**Your objective**:
Copy every line that holds "styles".

**Supplied records**:
»»

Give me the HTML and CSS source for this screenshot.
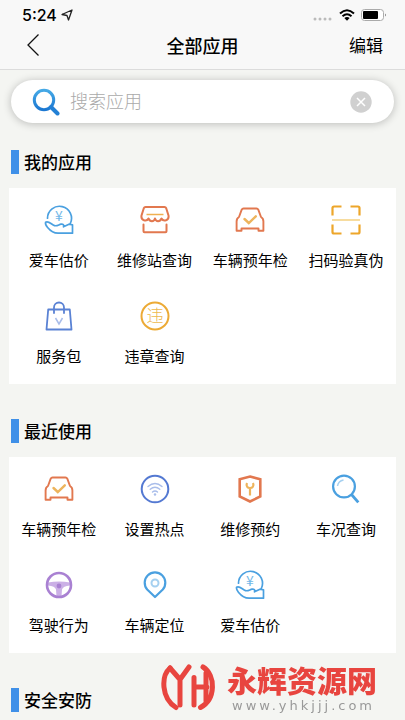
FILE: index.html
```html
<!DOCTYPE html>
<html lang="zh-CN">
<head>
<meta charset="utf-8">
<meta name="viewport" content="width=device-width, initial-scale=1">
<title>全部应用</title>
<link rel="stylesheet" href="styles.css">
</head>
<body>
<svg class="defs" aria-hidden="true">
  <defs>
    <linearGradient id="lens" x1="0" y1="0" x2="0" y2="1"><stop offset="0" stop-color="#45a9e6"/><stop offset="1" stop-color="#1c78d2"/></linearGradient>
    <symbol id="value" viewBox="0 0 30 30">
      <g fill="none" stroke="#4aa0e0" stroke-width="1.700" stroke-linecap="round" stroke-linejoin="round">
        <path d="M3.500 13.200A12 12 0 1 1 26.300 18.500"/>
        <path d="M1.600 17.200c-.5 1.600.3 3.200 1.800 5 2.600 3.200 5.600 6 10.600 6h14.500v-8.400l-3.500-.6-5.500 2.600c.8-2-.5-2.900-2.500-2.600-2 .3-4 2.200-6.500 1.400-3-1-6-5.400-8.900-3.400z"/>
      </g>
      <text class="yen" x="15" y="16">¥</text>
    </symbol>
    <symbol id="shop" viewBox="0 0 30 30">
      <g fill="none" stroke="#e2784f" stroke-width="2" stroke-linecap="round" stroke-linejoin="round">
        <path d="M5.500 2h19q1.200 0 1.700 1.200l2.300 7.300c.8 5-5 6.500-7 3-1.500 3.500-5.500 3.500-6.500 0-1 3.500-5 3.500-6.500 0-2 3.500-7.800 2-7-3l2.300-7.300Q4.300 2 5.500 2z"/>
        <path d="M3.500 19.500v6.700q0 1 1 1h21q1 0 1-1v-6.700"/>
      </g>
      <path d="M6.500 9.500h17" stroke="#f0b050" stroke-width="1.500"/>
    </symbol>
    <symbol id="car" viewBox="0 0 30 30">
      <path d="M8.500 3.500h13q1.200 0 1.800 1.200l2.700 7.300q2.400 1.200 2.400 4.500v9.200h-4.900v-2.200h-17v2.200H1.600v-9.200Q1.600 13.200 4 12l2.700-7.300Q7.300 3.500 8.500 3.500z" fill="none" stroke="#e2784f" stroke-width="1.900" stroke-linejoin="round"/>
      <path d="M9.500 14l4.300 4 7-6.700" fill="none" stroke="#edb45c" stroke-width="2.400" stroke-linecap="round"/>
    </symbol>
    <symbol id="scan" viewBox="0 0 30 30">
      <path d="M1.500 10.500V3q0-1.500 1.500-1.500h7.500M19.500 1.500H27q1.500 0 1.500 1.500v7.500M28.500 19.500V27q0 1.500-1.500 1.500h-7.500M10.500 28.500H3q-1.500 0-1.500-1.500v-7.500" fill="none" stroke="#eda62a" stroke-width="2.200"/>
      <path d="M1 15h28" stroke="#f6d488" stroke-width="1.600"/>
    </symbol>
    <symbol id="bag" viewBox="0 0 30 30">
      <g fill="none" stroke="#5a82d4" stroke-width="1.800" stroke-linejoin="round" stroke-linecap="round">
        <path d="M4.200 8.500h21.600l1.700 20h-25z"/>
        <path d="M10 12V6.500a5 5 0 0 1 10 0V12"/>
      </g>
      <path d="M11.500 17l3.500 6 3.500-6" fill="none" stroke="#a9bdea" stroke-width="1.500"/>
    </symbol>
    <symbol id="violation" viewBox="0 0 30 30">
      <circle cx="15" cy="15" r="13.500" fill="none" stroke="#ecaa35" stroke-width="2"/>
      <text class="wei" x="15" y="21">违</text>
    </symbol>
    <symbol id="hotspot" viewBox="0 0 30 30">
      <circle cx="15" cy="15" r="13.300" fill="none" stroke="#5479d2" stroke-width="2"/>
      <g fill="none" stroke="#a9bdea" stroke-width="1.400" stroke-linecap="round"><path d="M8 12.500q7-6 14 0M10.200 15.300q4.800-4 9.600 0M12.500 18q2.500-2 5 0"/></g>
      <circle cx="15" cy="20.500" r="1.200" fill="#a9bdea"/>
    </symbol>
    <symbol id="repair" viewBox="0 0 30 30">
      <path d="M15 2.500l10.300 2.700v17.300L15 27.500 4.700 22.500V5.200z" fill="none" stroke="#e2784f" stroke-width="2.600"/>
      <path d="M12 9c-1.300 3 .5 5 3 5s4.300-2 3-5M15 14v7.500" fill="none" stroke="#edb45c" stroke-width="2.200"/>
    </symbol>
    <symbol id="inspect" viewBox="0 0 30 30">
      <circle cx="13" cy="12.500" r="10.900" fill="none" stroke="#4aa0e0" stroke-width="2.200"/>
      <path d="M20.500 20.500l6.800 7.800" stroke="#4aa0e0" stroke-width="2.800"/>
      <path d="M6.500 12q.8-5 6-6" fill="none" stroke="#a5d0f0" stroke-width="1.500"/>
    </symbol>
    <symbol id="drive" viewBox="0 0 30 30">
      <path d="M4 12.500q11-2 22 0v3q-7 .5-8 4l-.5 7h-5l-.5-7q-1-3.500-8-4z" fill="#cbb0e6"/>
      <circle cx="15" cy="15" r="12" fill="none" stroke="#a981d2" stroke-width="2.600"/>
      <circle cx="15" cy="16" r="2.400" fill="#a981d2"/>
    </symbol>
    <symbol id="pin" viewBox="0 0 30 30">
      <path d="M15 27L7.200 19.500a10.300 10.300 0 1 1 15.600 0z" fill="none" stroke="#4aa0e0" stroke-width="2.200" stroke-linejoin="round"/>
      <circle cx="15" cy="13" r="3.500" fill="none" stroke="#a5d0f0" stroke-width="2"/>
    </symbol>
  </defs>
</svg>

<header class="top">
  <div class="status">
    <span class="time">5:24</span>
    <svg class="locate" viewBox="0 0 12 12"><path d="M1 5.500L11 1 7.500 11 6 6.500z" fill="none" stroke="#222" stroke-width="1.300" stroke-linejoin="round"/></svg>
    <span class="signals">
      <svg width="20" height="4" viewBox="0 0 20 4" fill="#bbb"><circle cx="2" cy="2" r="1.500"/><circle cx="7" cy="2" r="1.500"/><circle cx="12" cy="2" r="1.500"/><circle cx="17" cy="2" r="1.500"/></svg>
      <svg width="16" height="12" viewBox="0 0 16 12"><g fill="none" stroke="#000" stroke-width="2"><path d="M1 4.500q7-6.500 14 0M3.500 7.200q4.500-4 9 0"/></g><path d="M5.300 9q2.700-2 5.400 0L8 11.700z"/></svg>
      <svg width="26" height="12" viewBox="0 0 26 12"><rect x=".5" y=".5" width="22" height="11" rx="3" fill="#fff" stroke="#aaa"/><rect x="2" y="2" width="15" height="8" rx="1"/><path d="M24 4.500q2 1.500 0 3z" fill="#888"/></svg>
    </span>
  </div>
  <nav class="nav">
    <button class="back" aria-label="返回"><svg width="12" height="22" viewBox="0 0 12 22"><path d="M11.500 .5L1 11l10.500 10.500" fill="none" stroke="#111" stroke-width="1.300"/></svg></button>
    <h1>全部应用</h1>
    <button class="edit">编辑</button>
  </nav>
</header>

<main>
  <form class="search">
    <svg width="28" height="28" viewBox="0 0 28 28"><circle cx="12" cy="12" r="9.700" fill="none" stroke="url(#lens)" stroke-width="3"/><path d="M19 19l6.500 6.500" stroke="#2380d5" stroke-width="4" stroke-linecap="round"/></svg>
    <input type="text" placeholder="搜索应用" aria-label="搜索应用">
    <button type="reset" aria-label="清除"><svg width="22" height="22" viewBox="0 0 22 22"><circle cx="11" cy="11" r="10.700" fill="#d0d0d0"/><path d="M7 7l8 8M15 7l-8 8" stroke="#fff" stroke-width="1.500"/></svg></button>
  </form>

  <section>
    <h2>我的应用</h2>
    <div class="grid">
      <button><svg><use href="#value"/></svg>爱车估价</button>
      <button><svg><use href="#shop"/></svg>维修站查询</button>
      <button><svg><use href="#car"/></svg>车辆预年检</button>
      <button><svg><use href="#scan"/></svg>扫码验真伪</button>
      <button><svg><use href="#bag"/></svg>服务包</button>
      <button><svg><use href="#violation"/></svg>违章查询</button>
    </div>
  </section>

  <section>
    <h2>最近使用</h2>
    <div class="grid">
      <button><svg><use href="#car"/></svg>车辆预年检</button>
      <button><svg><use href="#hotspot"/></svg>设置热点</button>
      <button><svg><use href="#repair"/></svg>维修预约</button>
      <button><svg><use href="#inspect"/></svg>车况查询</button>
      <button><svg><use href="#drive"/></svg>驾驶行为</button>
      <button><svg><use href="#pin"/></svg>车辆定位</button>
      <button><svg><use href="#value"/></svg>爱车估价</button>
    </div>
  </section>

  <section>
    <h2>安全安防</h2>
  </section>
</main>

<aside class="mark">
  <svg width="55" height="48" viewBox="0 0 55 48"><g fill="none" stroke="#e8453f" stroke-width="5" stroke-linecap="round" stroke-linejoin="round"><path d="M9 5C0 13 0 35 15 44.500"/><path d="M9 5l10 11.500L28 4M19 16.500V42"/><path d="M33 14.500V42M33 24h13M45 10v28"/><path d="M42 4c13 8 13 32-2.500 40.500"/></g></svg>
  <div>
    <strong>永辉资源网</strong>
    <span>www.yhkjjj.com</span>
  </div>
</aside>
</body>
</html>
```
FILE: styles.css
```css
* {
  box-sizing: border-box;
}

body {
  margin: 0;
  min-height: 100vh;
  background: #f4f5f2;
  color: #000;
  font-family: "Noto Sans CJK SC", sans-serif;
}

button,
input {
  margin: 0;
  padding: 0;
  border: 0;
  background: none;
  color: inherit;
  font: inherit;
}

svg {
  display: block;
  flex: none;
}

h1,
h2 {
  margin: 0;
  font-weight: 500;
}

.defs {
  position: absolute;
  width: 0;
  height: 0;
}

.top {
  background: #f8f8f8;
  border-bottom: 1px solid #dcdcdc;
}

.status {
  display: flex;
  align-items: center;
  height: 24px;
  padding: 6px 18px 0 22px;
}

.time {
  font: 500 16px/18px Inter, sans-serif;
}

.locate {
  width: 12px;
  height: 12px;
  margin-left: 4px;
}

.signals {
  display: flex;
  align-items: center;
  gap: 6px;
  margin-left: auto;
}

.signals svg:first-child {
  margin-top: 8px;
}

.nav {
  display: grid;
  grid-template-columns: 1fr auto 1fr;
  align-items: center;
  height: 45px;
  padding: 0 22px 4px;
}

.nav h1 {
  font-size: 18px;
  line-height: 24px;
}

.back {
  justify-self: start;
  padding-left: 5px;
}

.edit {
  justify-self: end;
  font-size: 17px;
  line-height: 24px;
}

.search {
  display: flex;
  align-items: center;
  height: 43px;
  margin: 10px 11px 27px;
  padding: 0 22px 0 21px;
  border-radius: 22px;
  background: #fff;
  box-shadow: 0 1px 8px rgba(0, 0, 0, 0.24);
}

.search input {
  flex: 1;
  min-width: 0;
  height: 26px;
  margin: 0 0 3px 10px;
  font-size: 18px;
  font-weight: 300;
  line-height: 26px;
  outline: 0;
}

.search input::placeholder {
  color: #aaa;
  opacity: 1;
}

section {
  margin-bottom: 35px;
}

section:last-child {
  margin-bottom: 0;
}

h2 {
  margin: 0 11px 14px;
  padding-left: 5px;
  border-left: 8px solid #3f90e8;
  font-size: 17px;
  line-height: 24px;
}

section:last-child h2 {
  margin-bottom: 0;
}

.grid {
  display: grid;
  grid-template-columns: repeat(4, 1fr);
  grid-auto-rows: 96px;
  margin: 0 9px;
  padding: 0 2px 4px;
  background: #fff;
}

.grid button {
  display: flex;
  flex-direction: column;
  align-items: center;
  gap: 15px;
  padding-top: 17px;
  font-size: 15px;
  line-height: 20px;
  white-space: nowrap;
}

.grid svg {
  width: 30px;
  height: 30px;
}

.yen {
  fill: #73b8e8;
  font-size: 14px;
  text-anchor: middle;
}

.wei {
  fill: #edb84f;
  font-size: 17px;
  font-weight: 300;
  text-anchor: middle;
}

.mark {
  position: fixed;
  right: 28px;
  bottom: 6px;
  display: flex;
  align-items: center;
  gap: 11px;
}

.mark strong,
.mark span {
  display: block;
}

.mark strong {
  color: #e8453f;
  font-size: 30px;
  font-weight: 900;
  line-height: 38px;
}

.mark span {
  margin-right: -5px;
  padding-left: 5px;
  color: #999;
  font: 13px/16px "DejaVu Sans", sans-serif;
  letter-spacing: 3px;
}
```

««
»»

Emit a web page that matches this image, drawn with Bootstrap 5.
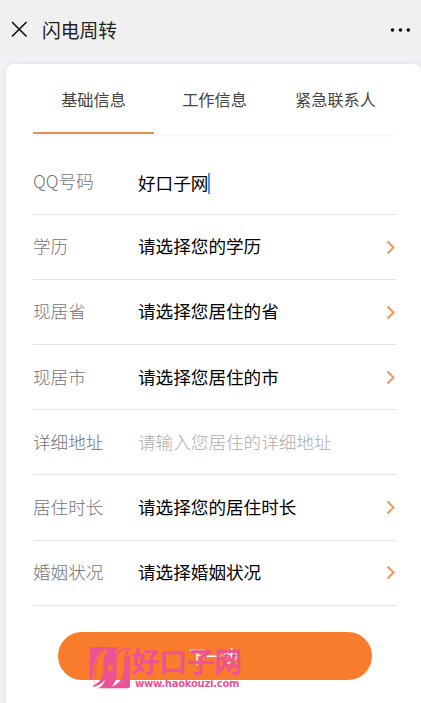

««
»»

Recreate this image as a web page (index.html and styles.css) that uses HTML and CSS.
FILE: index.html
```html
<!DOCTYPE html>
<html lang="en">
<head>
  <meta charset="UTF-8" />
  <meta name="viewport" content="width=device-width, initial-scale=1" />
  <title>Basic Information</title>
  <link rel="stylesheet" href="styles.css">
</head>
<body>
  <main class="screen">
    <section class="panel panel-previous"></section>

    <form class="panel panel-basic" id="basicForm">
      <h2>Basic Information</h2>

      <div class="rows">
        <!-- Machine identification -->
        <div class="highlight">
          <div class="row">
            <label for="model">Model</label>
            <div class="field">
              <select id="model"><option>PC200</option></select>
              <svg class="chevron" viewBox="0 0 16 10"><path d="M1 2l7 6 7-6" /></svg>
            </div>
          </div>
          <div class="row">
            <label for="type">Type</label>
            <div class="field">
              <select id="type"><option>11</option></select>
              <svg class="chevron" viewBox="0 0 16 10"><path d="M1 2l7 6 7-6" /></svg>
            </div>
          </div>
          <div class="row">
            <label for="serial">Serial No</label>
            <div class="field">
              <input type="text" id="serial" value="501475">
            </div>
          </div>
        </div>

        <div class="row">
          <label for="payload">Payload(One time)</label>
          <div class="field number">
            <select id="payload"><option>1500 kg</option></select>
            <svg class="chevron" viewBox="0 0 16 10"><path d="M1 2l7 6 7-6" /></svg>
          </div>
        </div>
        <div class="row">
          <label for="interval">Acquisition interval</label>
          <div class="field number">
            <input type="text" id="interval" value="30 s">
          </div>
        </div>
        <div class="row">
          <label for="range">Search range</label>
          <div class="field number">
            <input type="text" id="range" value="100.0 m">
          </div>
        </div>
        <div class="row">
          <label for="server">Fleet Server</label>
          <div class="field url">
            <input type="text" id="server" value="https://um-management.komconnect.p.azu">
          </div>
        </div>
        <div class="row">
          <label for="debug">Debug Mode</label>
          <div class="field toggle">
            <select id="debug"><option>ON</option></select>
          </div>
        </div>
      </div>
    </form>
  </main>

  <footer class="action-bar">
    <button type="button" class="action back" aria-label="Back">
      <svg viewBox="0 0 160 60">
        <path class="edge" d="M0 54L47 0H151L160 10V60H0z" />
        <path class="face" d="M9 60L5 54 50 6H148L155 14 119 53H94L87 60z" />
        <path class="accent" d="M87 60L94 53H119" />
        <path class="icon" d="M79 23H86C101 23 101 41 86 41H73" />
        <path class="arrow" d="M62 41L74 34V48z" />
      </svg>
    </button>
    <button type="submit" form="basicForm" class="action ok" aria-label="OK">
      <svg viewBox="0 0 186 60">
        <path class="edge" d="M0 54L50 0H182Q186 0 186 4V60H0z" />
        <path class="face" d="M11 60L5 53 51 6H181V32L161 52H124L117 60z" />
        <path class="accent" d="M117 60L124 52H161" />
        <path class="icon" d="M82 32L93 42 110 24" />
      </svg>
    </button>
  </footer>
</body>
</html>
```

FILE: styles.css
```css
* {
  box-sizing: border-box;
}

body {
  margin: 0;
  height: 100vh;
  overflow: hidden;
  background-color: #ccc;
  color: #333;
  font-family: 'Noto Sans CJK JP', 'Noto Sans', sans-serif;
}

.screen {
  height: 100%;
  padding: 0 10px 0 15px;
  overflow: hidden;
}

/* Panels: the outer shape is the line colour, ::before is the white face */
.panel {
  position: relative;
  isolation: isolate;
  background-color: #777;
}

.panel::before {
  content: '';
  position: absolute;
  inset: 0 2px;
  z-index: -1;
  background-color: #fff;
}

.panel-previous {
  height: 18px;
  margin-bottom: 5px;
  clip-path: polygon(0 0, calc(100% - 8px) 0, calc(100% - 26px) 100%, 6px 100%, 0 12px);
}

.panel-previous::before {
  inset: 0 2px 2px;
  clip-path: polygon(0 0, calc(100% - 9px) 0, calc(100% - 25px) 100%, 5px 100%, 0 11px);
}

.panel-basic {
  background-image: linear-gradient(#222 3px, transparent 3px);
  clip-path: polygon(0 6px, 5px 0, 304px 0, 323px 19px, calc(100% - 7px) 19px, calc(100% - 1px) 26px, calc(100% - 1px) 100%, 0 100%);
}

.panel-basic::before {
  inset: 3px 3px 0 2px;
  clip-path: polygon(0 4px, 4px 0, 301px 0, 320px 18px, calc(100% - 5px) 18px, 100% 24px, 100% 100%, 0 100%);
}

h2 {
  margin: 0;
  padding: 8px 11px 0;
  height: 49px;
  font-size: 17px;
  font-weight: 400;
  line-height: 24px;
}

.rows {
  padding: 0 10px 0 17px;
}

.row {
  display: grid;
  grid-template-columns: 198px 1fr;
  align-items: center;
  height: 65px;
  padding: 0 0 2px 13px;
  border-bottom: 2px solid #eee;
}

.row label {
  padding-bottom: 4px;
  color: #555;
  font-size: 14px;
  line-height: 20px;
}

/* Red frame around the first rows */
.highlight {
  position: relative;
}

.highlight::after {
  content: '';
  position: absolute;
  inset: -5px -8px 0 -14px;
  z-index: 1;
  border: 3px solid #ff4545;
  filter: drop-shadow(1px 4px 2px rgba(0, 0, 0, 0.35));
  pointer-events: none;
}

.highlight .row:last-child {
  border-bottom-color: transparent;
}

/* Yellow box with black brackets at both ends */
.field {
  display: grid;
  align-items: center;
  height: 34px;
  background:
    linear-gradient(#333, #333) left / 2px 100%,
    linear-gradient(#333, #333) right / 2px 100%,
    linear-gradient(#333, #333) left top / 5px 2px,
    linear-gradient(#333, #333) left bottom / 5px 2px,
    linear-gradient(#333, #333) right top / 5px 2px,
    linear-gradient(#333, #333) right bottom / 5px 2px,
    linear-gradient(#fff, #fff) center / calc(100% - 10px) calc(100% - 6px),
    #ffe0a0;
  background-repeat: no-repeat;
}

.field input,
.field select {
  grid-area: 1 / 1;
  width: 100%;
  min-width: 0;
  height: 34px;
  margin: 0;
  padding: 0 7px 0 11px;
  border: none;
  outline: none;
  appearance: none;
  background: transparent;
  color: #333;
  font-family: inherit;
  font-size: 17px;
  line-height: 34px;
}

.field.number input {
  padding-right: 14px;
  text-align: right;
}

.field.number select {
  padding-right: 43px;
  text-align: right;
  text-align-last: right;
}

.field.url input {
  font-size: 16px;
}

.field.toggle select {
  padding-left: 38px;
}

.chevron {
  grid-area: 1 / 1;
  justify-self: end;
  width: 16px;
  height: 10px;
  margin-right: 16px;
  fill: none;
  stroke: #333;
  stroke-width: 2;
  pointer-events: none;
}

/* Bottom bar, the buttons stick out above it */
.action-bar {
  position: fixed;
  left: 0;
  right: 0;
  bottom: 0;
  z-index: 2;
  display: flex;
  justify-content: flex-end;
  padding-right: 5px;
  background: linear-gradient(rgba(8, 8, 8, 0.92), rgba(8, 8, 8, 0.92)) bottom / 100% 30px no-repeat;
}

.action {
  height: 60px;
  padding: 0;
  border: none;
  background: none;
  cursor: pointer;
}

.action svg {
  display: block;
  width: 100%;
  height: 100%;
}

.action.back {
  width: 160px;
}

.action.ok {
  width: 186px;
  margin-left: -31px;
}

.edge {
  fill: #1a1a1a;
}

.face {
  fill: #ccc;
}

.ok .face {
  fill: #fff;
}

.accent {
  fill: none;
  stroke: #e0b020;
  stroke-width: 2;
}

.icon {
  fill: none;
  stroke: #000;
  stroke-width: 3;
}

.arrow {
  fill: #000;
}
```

««

**Final result**:
<link rel="stylesheet" href="styles.css">
FILE: styles.css
Recreate this image as a web page (index.html and styles.css) that uses HTML and CSS.
  <link rel="stylesheet" href="styles.css">
FILE: styles.css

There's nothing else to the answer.